(Aim of the task) Copy each line of the data below exactly, leaving out pictures.

(Information provided)
---

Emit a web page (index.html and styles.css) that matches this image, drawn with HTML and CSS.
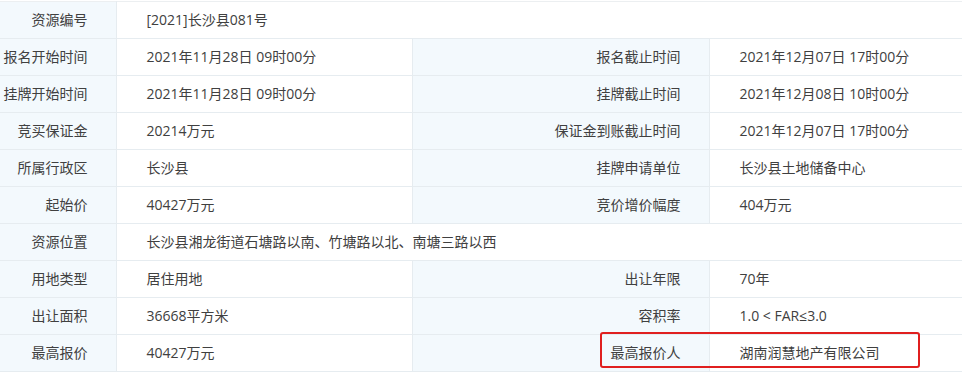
FILE: index.html
```html
<!DOCTYPE html>
<html lang="zh-CN">
<head>
<meta charset="utf-8">
<title>资源信息</title>
<link rel="stylesheet" href="styles.css">
</head>
<body>
<div class="wrap">
<table class="info">
  <colgroup>
    <col class="c1"><col class="c2"><col class="c3"><col class="c4">
  </colgroup>
  <tr><th>资源编号</th><td colspan="3">[2021]长沙县081号</td></tr>
  <tr><th>报名开始时间</th><td>2021年11月28日 09时00分</td><th>报名截止时间</th><td>2021年12月07日 17时00分</td></tr>
  <tr><th>挂牌开始时间</th><td>2021年11月28日 09时00分</td><th>挂牌截止时间</th><td>2021年12月08日 10时00分</td></tr>
  <tr><th>竞买保证金</th><td>20214万元</td><th>保证金到账截止时间</th><td>2021年12月07日 17时00分</td></tr>
  <tr><th>所属行政区</th><td>长沙县</td><th>挂牌申请单位</th><td>长沙县土地储备中心</td></tr>
  <tr><th>起始价</th><td>40427万元</td><th>竞价增价幅度</th><td>404万元</td></tr>
  <tr><th>资源位置</th><td colspan="3">长沙县湘龙街道石塘路以南、竹塘路以北、南塘三路以西</td></tr>
  <tr><th>用地类型</th><td>居住用地</td><th>出让年限</th><td>70年</td></tr>
  <tr><th>出让面积</th><td>36668平方米</td><th>容积率</th><td>1.0 &lt; FAR≤3.0</td></tr>
  <tr><th>最高报价</th><td>40427万元</td><th>最高报价人</th><td>湖南润慧地产有限公司</td></tr>
</table>
<div class="mark"></div>
</div>
</body>
</html>
```

FILE: styles.css
```css
html, body {
  margin: 0;
  padding: 0;
  background: #ffffff;
}
body {
  font-family: "Open Sans", "Noto Sans CJK SC", "Microsoft YaHei", sans-serif;
  font-size: 14px;
  color: #404040;
  overflow: hidden;
}
.wrap {
  position: relative;
  padding-top: 1px;
}
.info {
  border-collapse: collapse;
  table-layout: fixed;
  width: 1000px;
}
.c1 { width: 116px; }
.c2 { width: 296px; }
.c3 { width: 297px; }
.c4 { width: 291px; }
.info th, .info td {
  height: 36px;
  padding: 0;
  border: 1px solid #e6ecf0;
  font-weight: normal;
  line-height: 20px;
  white-space: nowrap;
}
.info tr:first-child th, .info tr:first-child td {
  border-top-color: #eceff1;
}
.info th:first-child {
  border-left: none;
}
.info th {
  background: #f3f9fd;
  text-align: right;
  padding-right: 28px;
}
.info td {
  background: #ffffff;
  text-align: left;
  padding-left: 30px;
}
.mark {
  position: absolute;
  left: 600px;
  top: 332px;
  width: 316px;
  height: 32px;
  border: 2px solid #e01f1f;
  border-radius: 3px;
}
```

---

(Task result)
Emit a web page (index.html and styles.css) that matches this image, drawn with HTML and CSS.
FILE: index.html
```html
<!DOCTYPE html>
<html lang="zh-CN">
<head>
<meta charset="utf-8">
<title>资源信息</title>
<link rel="stylesheet" href="styles.css">
</head>
<body>
<div class="wrap">
<table class="info">
  <colgroup>
    <col class="c1"><col class="c2"><col class="c3"><col class="c4">
  </colgroup>
  <tr><th>资源编号</th><td colspan="3">[2021]长沙县081号</td></tr>
  <tr><th>报名开始时间</th><td>2021年11月28日 09时00分</td><th>报名截止时间</th><td>2021年12月07日 17时00分</td></tr>
  <tr><th>挂牌开始时间</th><td>2021年11月28日 09时00分</td><th>挂牌截止时间</th><td>2021年12月08日 10时00分</td></tr>
  <tr><th>竞买保证金</th><td>20214万元</td><th>保证金到账截止时间</th><td>2021年12月07日 17时00分</td></tr>
  <tr><th>所属行政区</th><td>长沙县</td><th>挂牌申请单位</th><td>长沙县土地储备中心</td></tr>
  <tr><th>起始价</th><td>40427万元</td><th>竞价增价幅度</th><td>404万元</td></tr>
  <tr><th>资源位置</th><td colspan="3">长沙县湘龙街道石塘路以南、竹塘路以北、南塘三路以西</td></tr>
  <tr><th>用地类型</th><td>居住用地</td><th>出让年限</th><td>70年</td></tr>
  <tr><th>出让面积</th><td>36668平方米</td><th>容积率</th><td>1.0 &lt; FAR≤3.0</td></tr>
  <tr><th>最高报价</th><td>40427万元</td><th>最高报价人</th><td>湖南润慧地产有限公司</td></tr>
</table>
<div class="mark"></div>
</div>
</body>
</html>
```

FILE: styles.css
```css
html, body {
  margin: 0;
  padding: 0;
  background: #ffffff;
}
body {
  font-family: "Open Sans", "Noto Sans CJK SC", "Microsoft YaHei", sans-serif;
  font-size: 14px;
  color: #404040;
  overflow: hidden;
}
.wrap {
  position: relative;
  padding-top: 1px;
}
.info {
  border-collapse: collapse;
  table-layout: fixed;
  width: 1000px;
}
.c1 { width: 116px; }
.c2 { width: 296px; }
.c3 { width: 297px; }
.c4 { width: 291px; }
.info th, .info td {
  height: 36px;
  padding: 0;
  border: 1px solid #e6ecf0;
  font-weight: normal;
  line-height: 20px;
  white-space: nowrap;
}
.info tr:first-child th, .info tr:first-child td {
  border-top-color: #eceff1;
}
.info th:first-child {
  border-left: none;
}
.info th {
  background: #f3f9fd;
  text-align: right;
  padding-right: 28px;
}
.info td {
  background: #ffffff;
  text-align: left;
  padding-left: 30px;
}
.mark {
  position: absolute;
  left: 600px;
  top: 332px;
  width: 316px;
  height: 32px;
  border: 2px solid #e01f1f;
  border-radius: 3px;
}
```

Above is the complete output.